OxfordLanguagesをお借りしますと、シミュレーションとは”予測・設計・計画策定などのために、現実のモデルを作り、それを使って観測または実験すること”と示してます。飛沫感染のモデルのようにパソコンを用いて計算して再現するものもあれば、犯行現場の再現のような場で振る舞いを確認することもあります。何かを予測するとは、
その結果を盲信することが大事なのではなく、その可能性を想定して事前に準備しておくことに意味があります。要するにシミュレーションにしろデータサイエンスにしろ答えを教えてくれる便利なツールではないのです。

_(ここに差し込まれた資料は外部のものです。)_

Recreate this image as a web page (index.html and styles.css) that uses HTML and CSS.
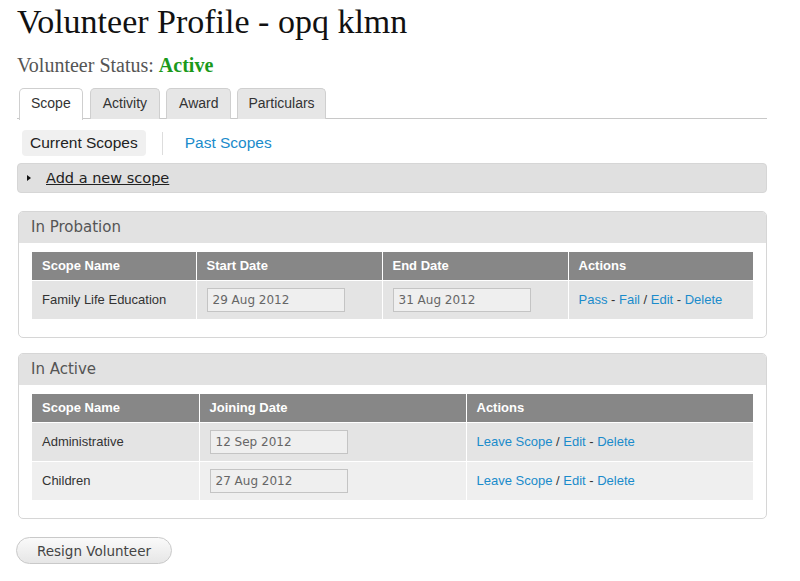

もちろんこれらはデータを受け取る側が考慮しておくべきものでもありますが、一方で結果を提示する側も考慮すべきことだと思います。シミュレーションとは検討手段としてあるべきで、解決手段にはなりません。では、解決手段とはどこまでデザインされるべきでしょうか??

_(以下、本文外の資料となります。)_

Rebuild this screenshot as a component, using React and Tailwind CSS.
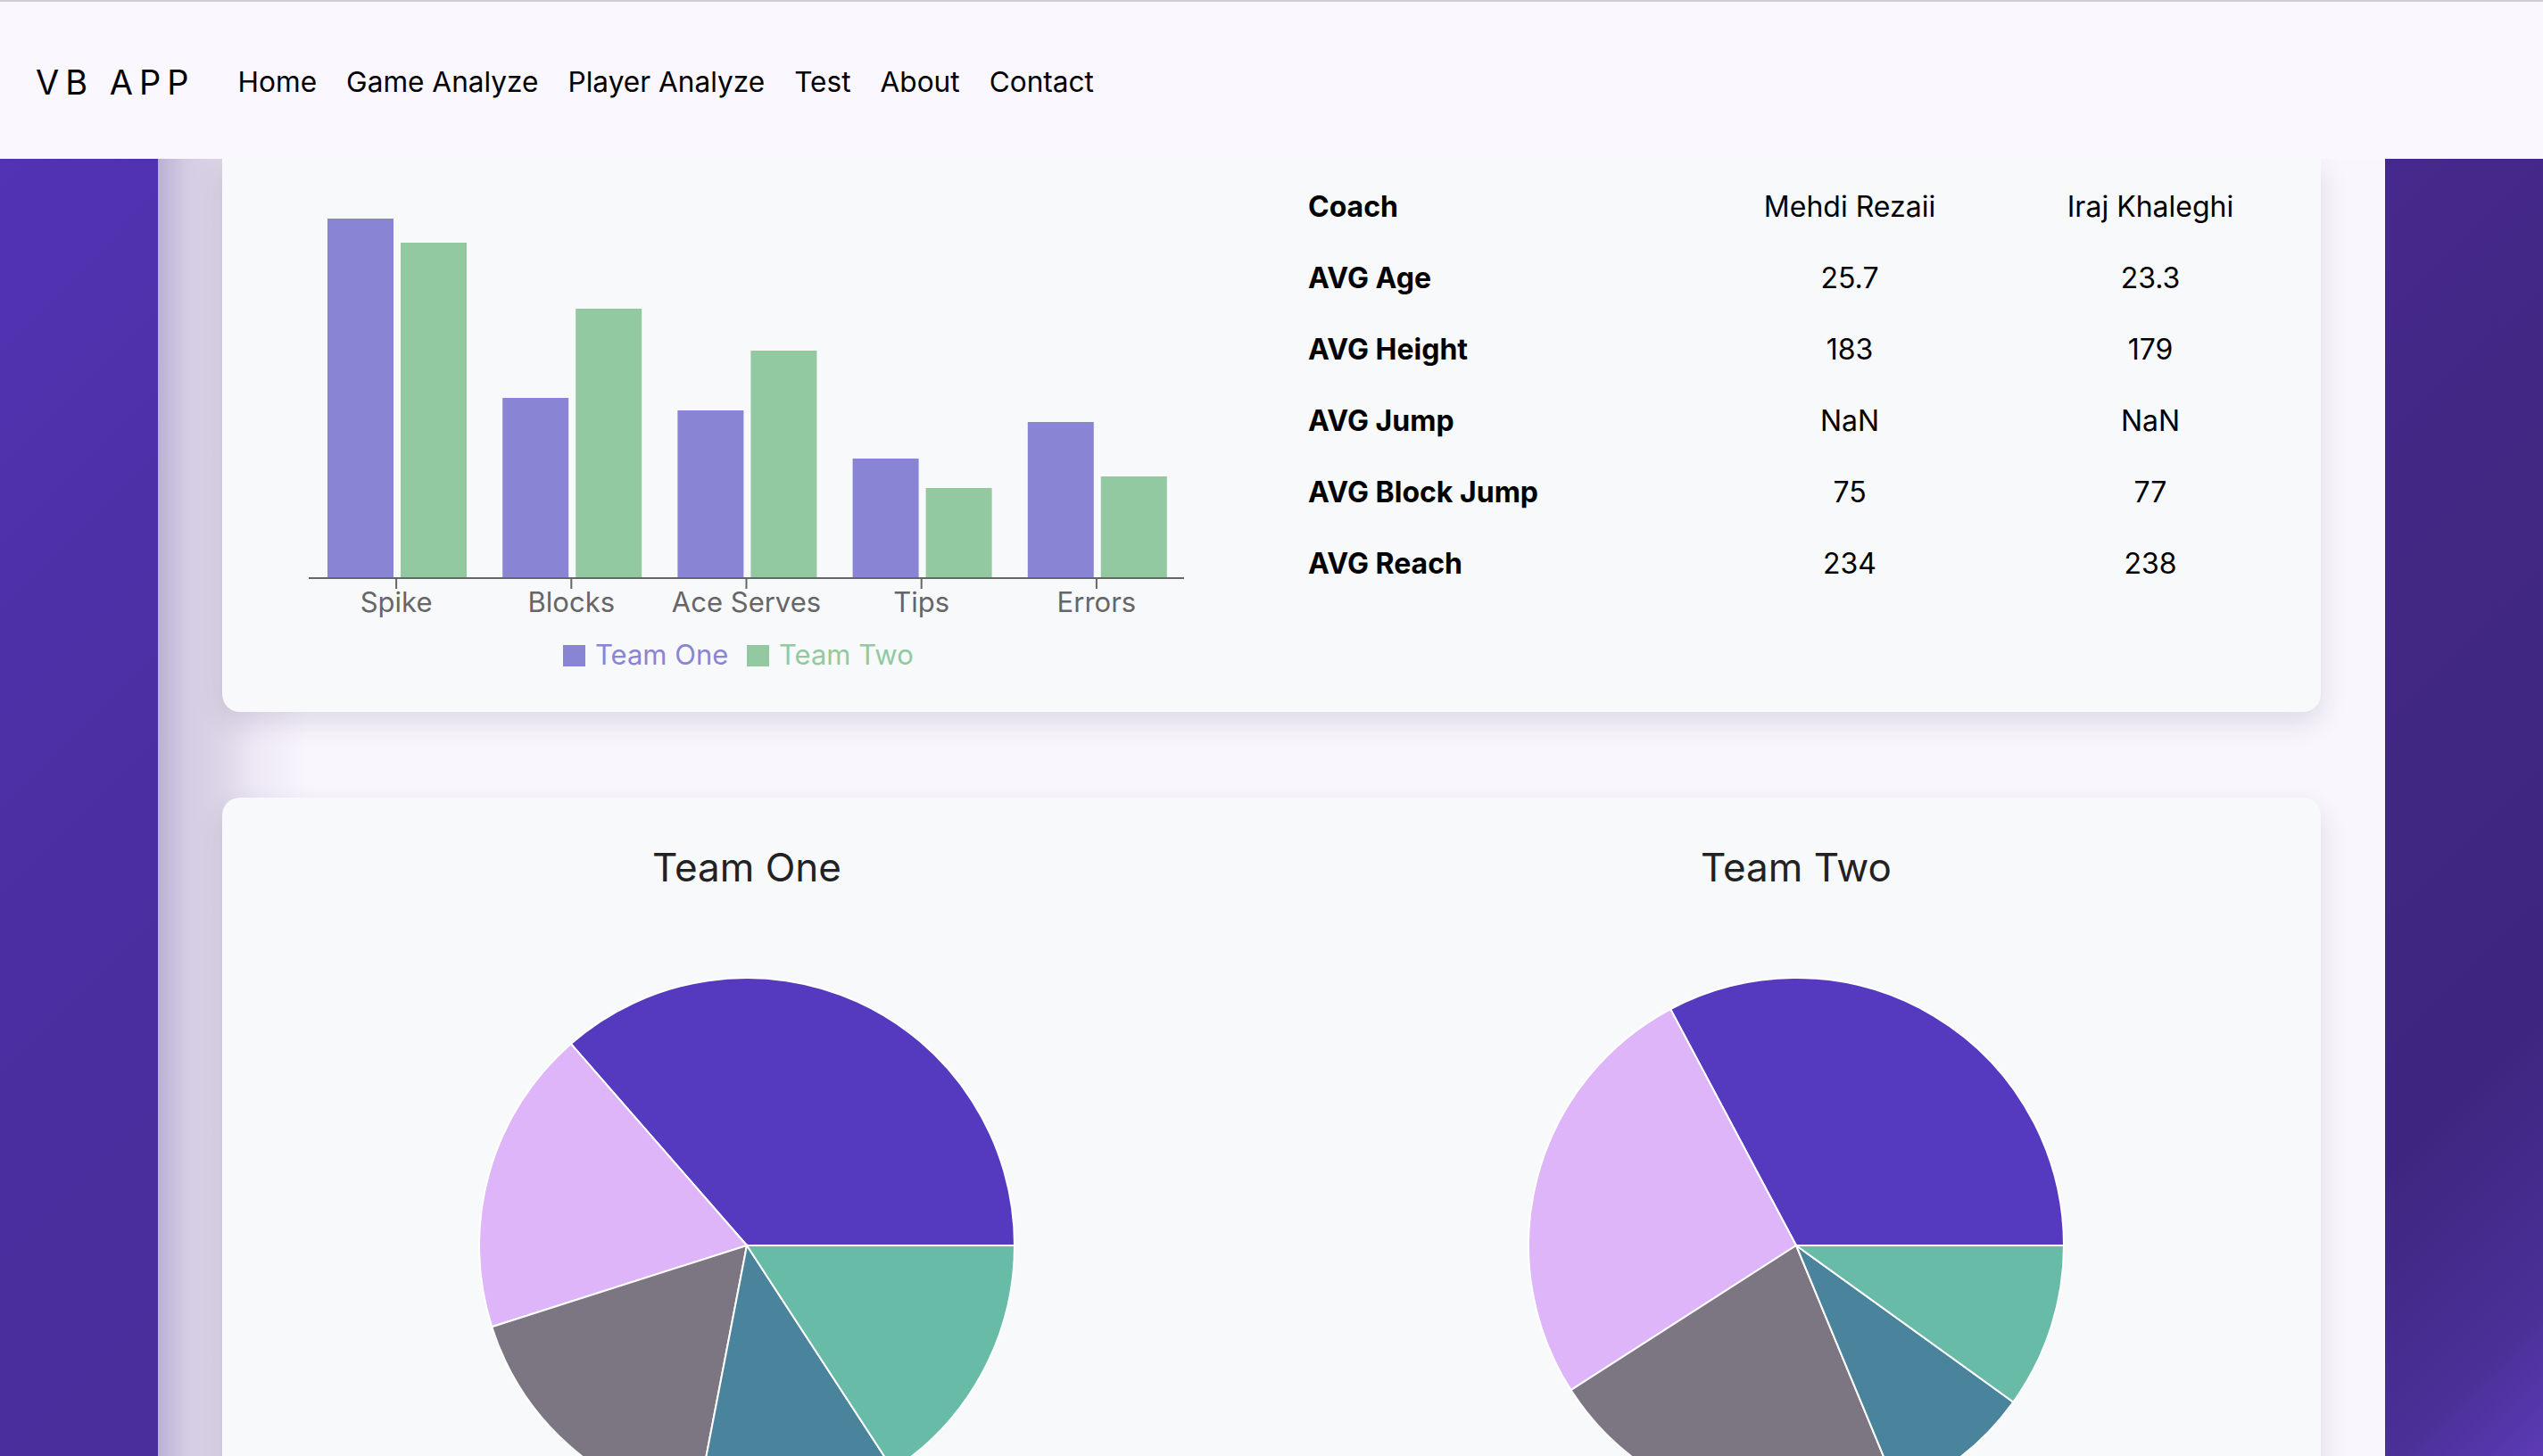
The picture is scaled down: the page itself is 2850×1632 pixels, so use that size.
import React from 'react';

const navLinks = ['Home', 'Game Analyze', 'Player Analyze', 'Test', 'About', 'Contact'];

const stats = [
  { label: 'Spike', one: 67, two: 94 },
  { label: 'Blocks', one: 268, two: 168 },
  { label: 'Ace Serves', one: 282, two: 215 },
  { label: 'Tips', one: 336, two: 369 },
  { label: 'Errors', one: 295, two: 356 },
];

const rows = [
  ['Coach', 'Mehdi Rezaii', 'Iraj Khaleghi'],
  ['AVG Age', '25.7', '23.3'],
  ['AVG Height', '183', '179'],
  ['AVG Jump', 'NaN', 'NaN'],
  ['AVG Block Jump', '75', '77'],
  ['AVG Reach', '234', '238'],
];

const sliceColors = ['#5539bf', '#dfb5f9', '#7c7683', '#4a839c', '#68bba7'];

const pies = [
  { title: 'Team One', cuts: [0, 131.1, 197.7, 259.1, 303.1, 360] },
  { title: 'Team Two', cuts: [0, 118, 212.7, 292.5, 324.2, 360] },
];

const AXIS_Y = 470;
const BAND = 196.2;
const START = 97;

function BarChart() {
  return (
    <svg width="1176" height="620" viewBox="0 0 1176 620" className="block">
      {stats.map((s, i) => {
        const x = START + BAND * i;
        const mid = x + BAND / 2;
        return (
          <g key={s.label}>
            <rect x={x + 21} y={s.one} width="74" height={AXIS_Y - s.one} fill="#8985d4" />
            <rect x={x + 103} y={s.two} width="74" height={AXIS_Y - s.two} fill="#93c9a0" />
            <line x1={mid} y1={AXIS_Y} x2={mid} y2={AXIS_Y + 12} stroke="#666" strokeWidth="2" />
            <text x={mid} y="508" textAnchor="middle" fill="#666" fontSize="31" fontFamily="Inter, sans-serif">
              {s.label}
            </text>
          </g>
        );
      })}
      <line x1={START} y1={AXIS_Y} x2={START + BAND * 5} y2={AXIS_Y} stroke="#666" strokeWidth="2" />
      {/* legend */}
      <rect x="382" y="545" width="25" height="24" fill="#8985d4" />
      <text x="418" y="567" fill="#8985d4" fontSize="31" fontFamily="Inter, sans-serif">Team One</text>
      <rect x="588" y="545" width="25" height="24" fill="#93c9a0" />
      <text x="624" y="567" fill="#93c9a0" fontSize="31" fontFamily="Inter, sans-serif">Team Two</text>
    </svg>
  );
}

function slicePath(cx, cy, r, a0, a1) {
  const rad = (d) => (d * Math.PI) / 180;
  const x0 = cx + r * Math.cos(rad(a0));
  const y0 = cy - r * Math.sin(rad(a0));
  const x1 = cx + r * Math.cos(rad(a1));
  const y1 = cy - r * Math.sin(rad(a1));
  const large = a1 - a0 > 180 ? 1 : 0;
  return `M ${cx} ${cy} L ${x0} ${y0} A ${r} ${r} 0 ${large} 0 ${x1} ${y1} Z`;
}

function Pie({ cuts }) {
  return (
    <svg width="620" height="620" viewBox="0 0 620 620" className="block">
      {sliceColors.map((c, i) => (
        <path key={c} d={slicePath(310, 310, 300, cuts[i], cuts[i + 1])} fill={c} stroke="#fff" strokeWidth="2" />
      ))}
    </svg>
  );
}

export default function App() {
  return (
    <div className="h-[1632px] overflow-hidden flex flex-col font-['Inter','Liberation_Sans',sans-serif] bg-[linear-gradient(135deg,#5333b4_0%,#5132b0_8%,#4b2fa3_21%,#4a2e9c_38%,#45288a_66%,#40277f_80%,#3e2680_89%,#4a2f96_96%,#5c3bb6_100%)]">
      {/* Navbar */}
      <nav className="relative z-10 h-[178px] shrink-0 border-t-2 border-[#d0ccd4] bg-[#faf7fe] flex items-center pl-[40px] pt-[3px] text-black">
        <span className="text-[38px] tracking-[7px] leading-none">VB APP</span>
        <div className="ml-[48px] flex items-center gap-[33px] text-[31.6px] leading-none">
          {navLinks.map((l) => (
            <a key={l} href="#" className="text-black">{l}</a>
          ))}
        </div>
      </nav>

      <main className="mx-[177px] flex-1 px-[72px] flex flex-col gap-[96px] bg-[linear-gradient(to_right,#bcb0d5_0px,#d3cce3_32px,#dcd6e7_72px,#eee9f6_110px,#f9f6fd_170px)]">
        {/* Stats card */}
        <section className="h-[620px] shrink-0 rounded-b-[20px] bg-[#f8f9fa] shadow-[0_12px_30px_rgba(60,40,90,0.14)] grid grid-cols-2">
          <div>
            <BarChart />
          </div>
          <div className="pl-[41px] pt-[14px]">
            <div className="grid grid-cols-[420px_374px_300px] text-[32px] text-black">
              {rows.map(([label, a, b]) => (
                <React.Fragment key={label}>
                  <div className="h-[80px] flex items-center font-bold">{label}</div>
                  <div className="h-[80px] flex items-center justify-center">{a}</div>
                  <div className="h-[80px] flex items-center justify-center">{b}</div>
                </React.Fragment>
              ))}
            </div>
          </div>
        </section>

        {/* Pie card */}
        <section className="h-[900px] shrink-0 rounded-[20px] bg-[#f8f9fa] shadow-[0_12px_30px_rgba(60,40,90,0.14)] grid grid-cols-2">
          {pies.map((p) => (
            <div key={p.title} className="flex flex-col items-center pt-[50px]">
              <h3 className="text-[44px] leading-[56px] text-[#222]">{p.title}</h3>
              <div className="mt-[86px]">
                <Pie cuts={p.cuts} />
              </div>
            </div>
          ))}
        </section>
      </main>
    </div>
  );
}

答えの一つは、「ゲーミング」にあります。シミュレーションの結果を人々が受け取るための手段です。実際の状態を再現し、体験学習を行い、その経験から獲得してもらうと言ったもので、ゲーミングとあるように基本的には講義的なものではなく、まさにゲームのように体験してもらいます。今回の研修も、このコロナ禍で災害が発生したらという仮想保健所を考えるパートがありましたが、参加されていた保健所職員の方々は知恵を結集してまとめようとしていました。この裏には災害と感染者数の増減に関するシミュレーションが存在しており、この二つの結果から教材は組み上げられています。これが市川研究室の携わり方と言っていいでしょう。
市川研究室の取り組み
如何だったでしょうか。少々話が脱線しましたが、シミュレーション屋というものがもしも、あるのだとするのであれば、パソコンの上だけでなくさまざまな場所に出向いて、場を使った実験にまで広げるようになるのかもしれません。市川研究室は、人々の行動の分析・再現がシミュレーション上で実現すると、次にそれらをもとに現実をどう動かすかまでを実装する研究室です。この行政支援リーダー研修は、そうした取り組みの一部に過ぎません。もし他にもご興味がありましたら、ぜひ市川研究室に足を運んでみてください。